I had a good time, probably would have a bigger headache today if you were in town.
____ banged a stripper...well technically she's now a hooker...
we did it on the carpet and she just yells out "OH. MY PSORIASIS".
It's official. Every guy I've slept with has been to jail.
Apparently I signed "I love you" on my bar tab last night.
He proposed that we "bone". I've completely given up on boys.
I refuse to have another spring break doomed by pregnancy.
I could've eaten a live cat and wouldn't remember it today. That level of drunk.

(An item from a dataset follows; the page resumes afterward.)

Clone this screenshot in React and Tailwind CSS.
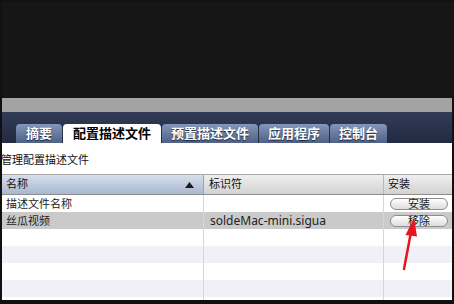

I learned 3 things lastnight....1. Turkeys are related to the t-rex. 2. Whales have leg bones cause they used to walk. 3. I will sing drunk in the waffle house, but not during karaoke in the bar
I'm going to need your assistance. I cannot walk back to the house in a bear costume.
Upon further investigation it turns out it wasn't blood, but chocolate frosting from the cupcake I shoved in my pocket to "save for later"
Did you really get up in the middle of a tattoo to go get Taco Bell?
I'm coming right back.
He keeps telling me he's gonna get me dope for my birthday. 1. HELP ME. 2. HOW IS THAT AN ACCEPTABLE BIRTHDAY PRESENT. Also, please HELP ME.
Black magic does not go near my vagina, it's a rule
we were running around the halls trying to bloodhound search out the source of the weed smell, but we ran into six other people doing the same thing, and they all said they assumed it was us.